More details on this will be published soon as part of an upcoming physics blog, where Micheal will go more in depth on how to leverage these improvements.
Some other things we talked about in earlier roadmaps that deserve an update:
- The Corvette C7.R GTE car is mostly done from a model point of view. We’re working on sound and physics and are looking at other options in GTE and related classes.
- Our Motec implementation still has not started, mostly because we’ve prioritized other things at the moment.
- Progress on Zandvoort and our first Radical have been slow, and we expect both to be completed in 2018.
- We are already working on some of the Tatuus cars we’ve licensed, but those are still in early phases.
- A final thing we reported on is improved spotter code.

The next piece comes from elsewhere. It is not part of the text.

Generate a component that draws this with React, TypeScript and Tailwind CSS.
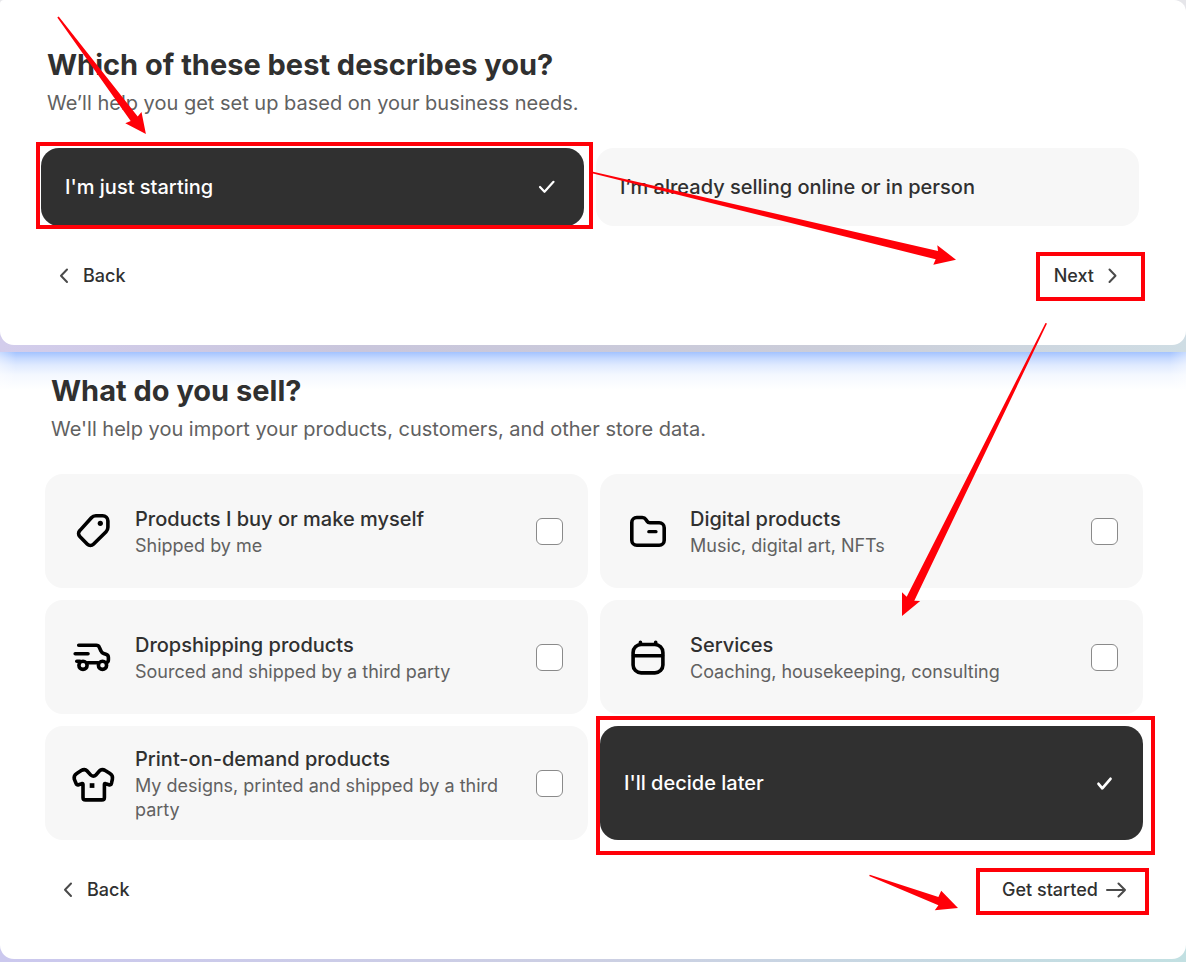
import { useState, type ReactNode } from "react";

function Glyph({ children }: { children: ReactNode }) {
  return (
    <svg
      viewBox="0 0 48 48"
      className="h-12 w-12 shrink-0 text-black"
      fill="none"
      stroke="currentColor"
      strokeWidth="3.6"
      strokeLinecap="round"
      strokeLinejoin="round"
      aria-hidden="true"
    >
      {children}
    </svg>
  );
}

const TagIcon = () => (
  <Glyph>
    <path d="M26.8 8.8H33.6a5.3 5.3 0 0 1 5.3 5.3V20.3c0 1.7-.6 3.2-1.8 4.4L24.4 37.2a4.2 4.2 0 0 1-6 0L10.8 29.6a4.3 4.3 0 0 1 0-6L22.4 10.7c1.1-1.2 2.7-1.9 4.4-1.9z" />
    <circle cx="31.3" cy="16.3" r="2.6" fill="currentColor" stroke="none" />
  </Glyph>
);

const FolderIcon = () => (
  <Glyph>
    <path d="M7.8 15.5a5 5 0 0 1 5-5h5.4c1.6 0 2.9.7 3.7 2l1.2 1.8c.6 1 1.6 1.5 2.7 1.5h9.4a5 5 0 0 1 5 5v12.4a5 5 0 0 1-5 5H12.8a5 5 0 0 1-5-5z" />
    <path d="M24.8 24.7H32" strokeWidth="3.2" />
  </Glyph>
);

const TruckIcon = () => (
  <Glyph>
    <path d="M9.7 12.2H27.2c1.7 0 2.6.7 3.2 2.2l1.7 3.8c.5 1.3 1.2 1.9 2.5 2.3l2.3.7c1.6.5 2.5 1.6 2.5 3.2v2.4c0 1.6-.7 2.6-2 2.9" />
    <path d="M6.2 20.7H19" />
    <path d="M7.8 28.3H11" />
    <path d="M18.6 29.7H28.8" />
    <circle cx="14" cy="32.3" r="4.1" />
    <circle cx="33.5" cy="32.3" r="4.1" />
  </Glyph>
);

const CalendarIcon = () => (
  <Glyph>
    <rect x="9.1" y="11.5" width="29.8" height="28.4" rx="8" />
    <path d="M9.5 22.7H38.5M16.4 9.3V11M31.7 9.3V11" />
  </Glyph>
);

const ShirtIcon = () => (
  <Glyph>
    <path d="M15.4 10.6c1 0 1.8.4 2.5 1.2l3.7 4.1c1.5 1.6 3.8 1.6 5.3 0l3.7-4.1c.7-.8 1.5-1.2 2.5-1.2 1.1 0 2.2.3 3.1.9l4.8 3c2 1.3 2.9 3.3 2.4 5.6l-.9 4.1c-.4 1.6-1.3 1.9-2.7 1.5l-3-1.1c-.9-.4-1.4 0-1.4.9V38.4c0 1.5-1 2.5-2.5 2.5H16.5c-1.5 0-2.5-1-2.5-2.5V25.5c0-.9-.6-1.3-1.4-.9l-2.9 1.1c-1.4.5-2.4.1-2.7-1.5L5.3 20.1c-.5-2.3.4-4.3 2.4-5.6l4.6-3c.9-.6 2-.9 3.1-.9z" />
    <rect x="20.7" y="24.2" width="4.7" height="4.7" fill="currentColor" stroke="none" />
  </Glyph>
);

function LineIcon({ d }: { d: string }) {
  return (
    <svg
      viewBox="0 0 20 20"
      className="h-5 w-5 shrink-0 text-[#4a4a4a]"
      fill="none"
      stroke="currentColor"
      strokeWidth="2"
      strokeLinecap="round"
      strokeLinejoin="round"
      aria-hidden="true"
    >
      <path d={d} />
    </svg>
  );
}
const LEFT = "M14 3.5L8 9.7L14 16";
const RIGHT = "M7.5 3.5L13.5 9.7L7.5 16";
const ARROW = "M1 10H19M12.5 3.5L19 10L12.5 16.5";

function Frame({ className }: { className: string }) {
  return <span aria-hidden="true" className={`pointer-events-none absolute border-4 border-[#ff0008] ${className}`} />;
}

function Heading({ title, text }: { title: string; text: string }) {
  return (
    <header className="pl-[6px]">
      <h1 className="text-[29px] leading-10 font-bold text-[#303030]">{title}</h1>
      <p className="mt-1 text-xl leading-7 text-[#616161]">{text}</p>
    </header>
  );
}

function BackButton() {
  return (
    <button type="button" className="flex h-12 items-center gap-[10px] pl-3 text-lg font-medium text-[#303030]">
      <LineIcon d={LEFT} />
      Back
    </button>
  );
}

const kinds = [
  { id: "own", title: "Products I buy or make myself", text: "Shipped by me", Icon: TagIcon },
  { id: "digital", title: "Digital products", text: "Music, digital art, NFTs", Icon: FolderIcon },
  { id: "drop", title: "Dropshipping products", text: "Sourced and shipped by a third party", Icon: TruckIcon },
  { id: "services", title: "Services", text: "Coaching, housekeeping, consulting", Icon: CalendarIcon },
  { id: "print", title: "Print-on-demand products", text: "My designs, printed and shipped by a third party", Icon: ShirtIcon },
];

export default function App() {
  const [starting, setStarting] = useState(true);
  const [later, setLater] = useState(true);
  const on = "bg-[#303030] text-white";
  const off = "bg-[#f7f7f7] text-[#303030]";

  return (
    <main className="relative font-['Inter',sans-serif]">
      <div className="bg-[linear-gradient(180deg,#e6e6ea_20px,transparent_40px),linear-gradient(90deg,#d3cdec,#c9c6dc_30%,#cbcdd9_70%,#cfdde4)] pb-[7px]">
        <section className="rounded-tl-[4px] rounded-tr-[12px] rounded-b-[14px] bg-white pt-[45px] pr-[47px] pb-[45px] pl-[41px]">
          <Heading title="Which of these best describes you?" text="We’ll help you get set up based on your business needs." />
          <div className="mt-[31px] grid grid-cols-2 gap-3">
            <button
              type="button"
              aria-pressed={starting}
              onClick={() => setStarting(true)}
              className={`relative flex h-[78px] items-center justify-between rounded-[18px] px-6 text-left text-xl font-medium ${starting ? on : off}`}
            >
              I'm just starting
              {starting && (
                <svg viewBox="0 0 28 28" className="h-7 w-7" fill="none" stroke="currentColor" strokeWidth="2.2" strokeLinecap="round" strokeLinejoin="round" aria-hidden="true">
                  <path d="M8 14L12.5 18.8L21.5 8.8" />
                </svg>
              )}
              <Frame className="-top-[6px] -right-[9px] -bottom-[3px] -left-[5px]" />
            </button>
            <button
              type="button"
              aria-pressed={!starting}
              onClick={() => setStarting(false)}
              className={`flex h-[78px] items-center rounded-[18px] px-6 text-left text-xl font-medium ${starting ? off : on}`}
            >
              I’m already selling online or in person
            </button>
          </div>
          <footer className="mt-[26px] flex items-center justify-between">
            <BackButton />
            <button type="button" className="relative flex h-12 items-center gap-2 px-[17px] text-lg font-medium text-[#303030]">
              Next
              <LineIcon d={RIGHT} />
              <Frame className="top-0 -right-[6px] -bottom-px -left-px" />
            </button>
          </footer>
        </section>
      </div>

      <div className="bg-[linear-gradient(90deg,#cbc8ee,#cccfe3_50%,#c2e0e2)] pb-[3px]">
        <section className="rounded-b-[14px] bg-white bg-[linear-gradient(90deg,#ffffff66,#ffffff00_16px,#ffffff00_calc(100%-16px),#ffffff66),linear-gradient(180deg,#a3c3ff,#c4d8ff_6px,#dfeaff_13px,#f4f8ff_23px,#ffffff_38px)] pt-[19px] pr-[43px] pb-[45px] pl-[45px]">
          <Heading title="What do you sell?" text="We'll help you import your products, customers, and other store data." />
          <div className="mt-[31px] grid grid-cols-2 gap-3">
            {kinds.map(({ id, title, text, Icon }) => (
              <label key={id} htmlFor={id} className="flex min-h-[114px] cursor-pointer items-center rounded-[18px] bg-[#f7f7f7] pr-[25px] pl-6">
                <Icon />
                <span className="ml-[18px] flex-1">
                  <span className="block text-xl leading-[30px] font-medium text-[#303030]">{title}</span>
                  <span className="block text-lg leading-6 text-[#616161]">{text}</span>
                </span>
                <input
                  id={id}
                  type="checkbox"
                  className="ml-6 h-[27px] w-[27px] shrink-0 appearance-none rounded-md border border-[#8a8a8a] bg-white checked:bg-[#303030]"
                />
              </label>
            ))}
            <button
              type="button"
              aria-pressed={later}
              onClick={() => setLater(!later)}
              className={`relative flex min-h-[114px] items-center justify-between rounded-[18px] px-6 text-left text-xl font-medium ${later ? on : off}`}
            >
              I'll decide later
              {later && (
                <svg viewBox="0 0 28 28" className="h-7 w-7" fill="none" stroke="currentColor" strokeWidth="2.7" strokeLinecap="round" strokeLinejoin="round" aria-hidden="true">
                  <path d="M7.5 14.8L11.3 19.3L19.5 9.8" />
                </svg>
              )}
              <Frame className="-top-[10px] -right-3 -bottom-[15px] -left-1" />
            </button>
          </div>
          <footer className="mt-[26px] flex items-center justify-between">
            <BackButton />
            <button type="button" className="relative flex h-12 items-center gap-2 px-[17px] text-lg font-medium text-[#303030]">
              Get started
              <LineIcon d={ARROW} />
              <Frame className="top-[2px] -right-[6px] -bottom-px -left-[9px]" />
            </button>
          </footer>
        </section>
      </div>

      <svg viewBox="0 0 1186 962" className="pointer-events-none absolute top-0 left-0 w-full" fill="#ff0008" aria-hidden="true">
        <path d="M57.3 17.5L58.7 16.6L137.7 116.5L141.5 112L145.9 134L125.3 123.3L130.7 121z" />
        <path d="M593 171.8L938 251L937.3 245.3L956 259.7L933.3 264.7L935.7 259.3L593 173.6z" />
        <path d="M1045.5 323L1047 323.6L914.3 600.7L920.2 601L902 616L902 592.3L906.7 596.7z" />
        <path d="M869.2 876L869.8 874.8L938.4 897L941.2 890.8L958 908L934.8 910.2L938.4 905.3z" />
      </svg>
    </main>
  );
}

To be honest, there the community has come up with a great alternative, Crew Chief, so we’re reconsidering what we should be focusing on here.
Wrapping up this month’s roadmap I would like to thank everybody for their continuous feedback. A year ago we wrote our first roadmap with our main goal to give everybody more insight into our development. It is fair to say that some things went to plan, others maybe did not, but we still hope this openness is appreciated in the end. Happy simracing!